If all goes well then you don’t need to boot from the ReaR ISO and restore you operating system. But, let’s say it didn’t go well. Your system will no longer boot and there’s no immediately obvious way forward. You decide to restore. The procedure is:

  1. Restore the ReaR ISO to a location that will allow you to present it to the server.
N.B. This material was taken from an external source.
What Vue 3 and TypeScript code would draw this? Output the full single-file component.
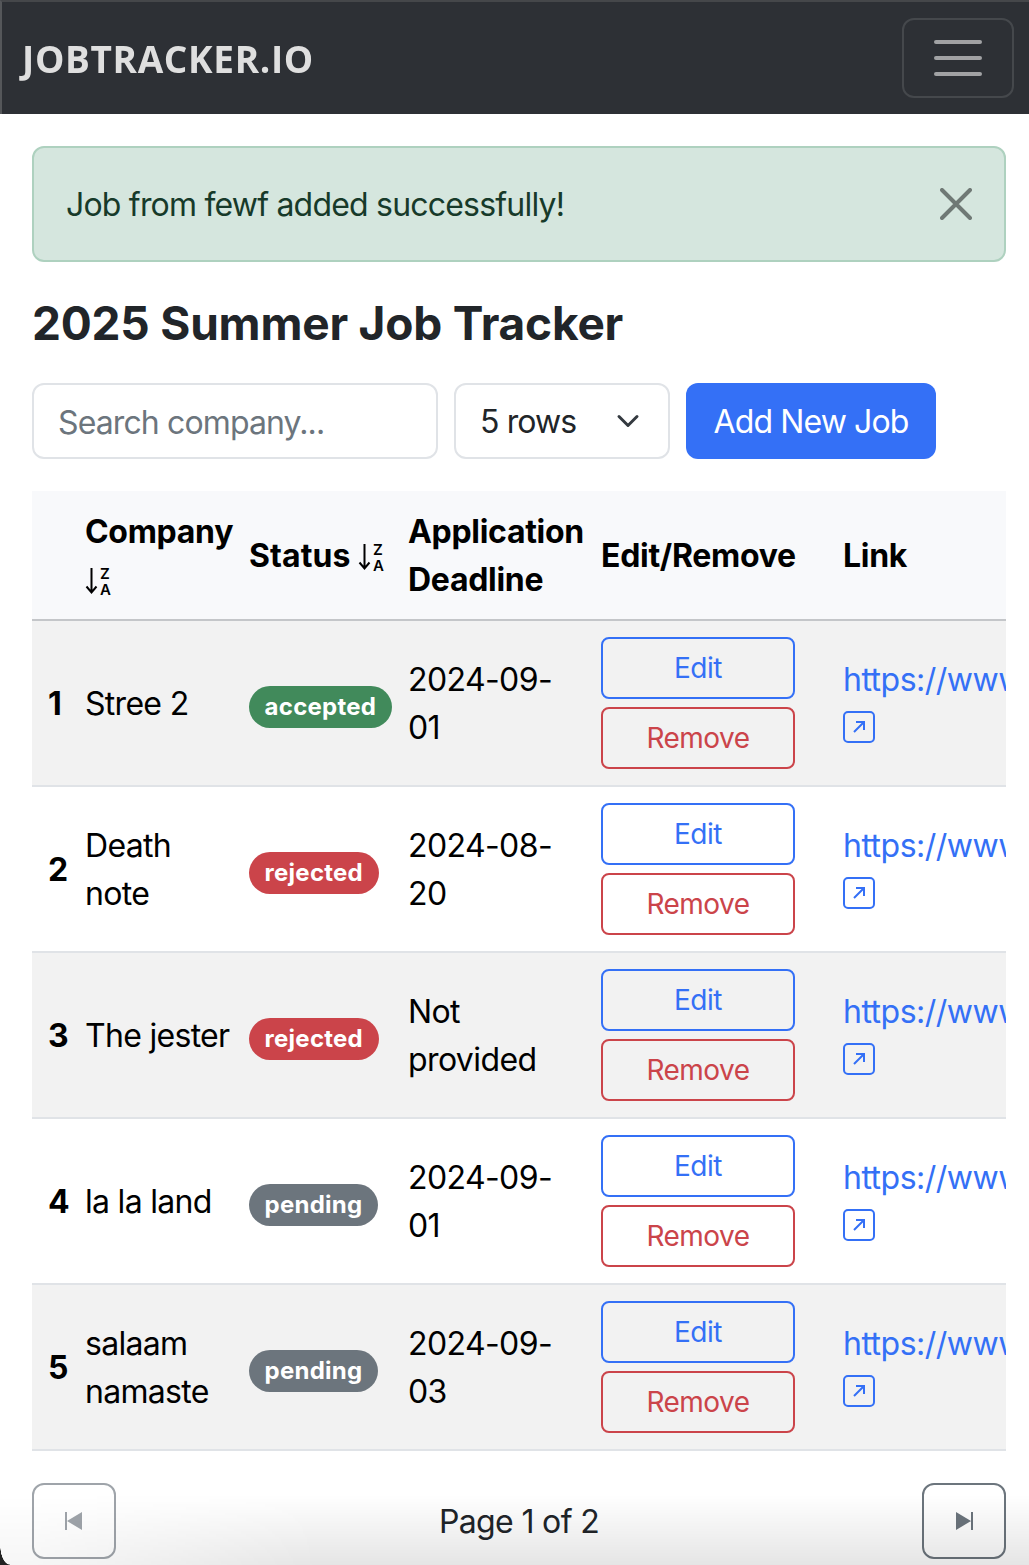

This is most likely to be your desktop so you can present the ISO file as a virtual CD-ROM over the ILOM interface.
  2. Present the ISO to the host to be recovered.
  3. Boot the host from the ISO – It is highly likely that you’ll need to change the boot order or get a pop-up menu to select the ISO as the boot media.
  4. Select “Recover <hostname>” at the grub prompt.
  5. Log in as root (password not required).
  6. Run “rear -v recover” and answer the interactive prompts.

Issues

Since starting to use ReaR I have encountered two problems:

  1. When recovering a host that used an ext4 file system for /boot I found myself facing at message of “Error 16: Inconsistent filesystem structure.” from grub. After a bit of digging around and trying to understand what the issue was I ended up modifying the /var/lib/rear/layout/disklayout.conf ReaR file to change the file system type for /boot from ext4 to ext2. I initially tried ext3, but as the system did not use ext3 for any of the file systems the module was not available.
  2. The version of ReaR that I was using had a bug (tracked on GitHub) that affected systems that do not have a separate /boot partition. There is a patch for the bug available, but if like me you’re happy to have a manual workaround, you need to perform the following actions after the restore completes:
# chroot /mnt/local
# PATH=/bin:/sbin:/usr/bin
# grub-install <disk path>
# exit
# reboot

Finally, it’s worth mentioning that ReaR is written in shell and is open source.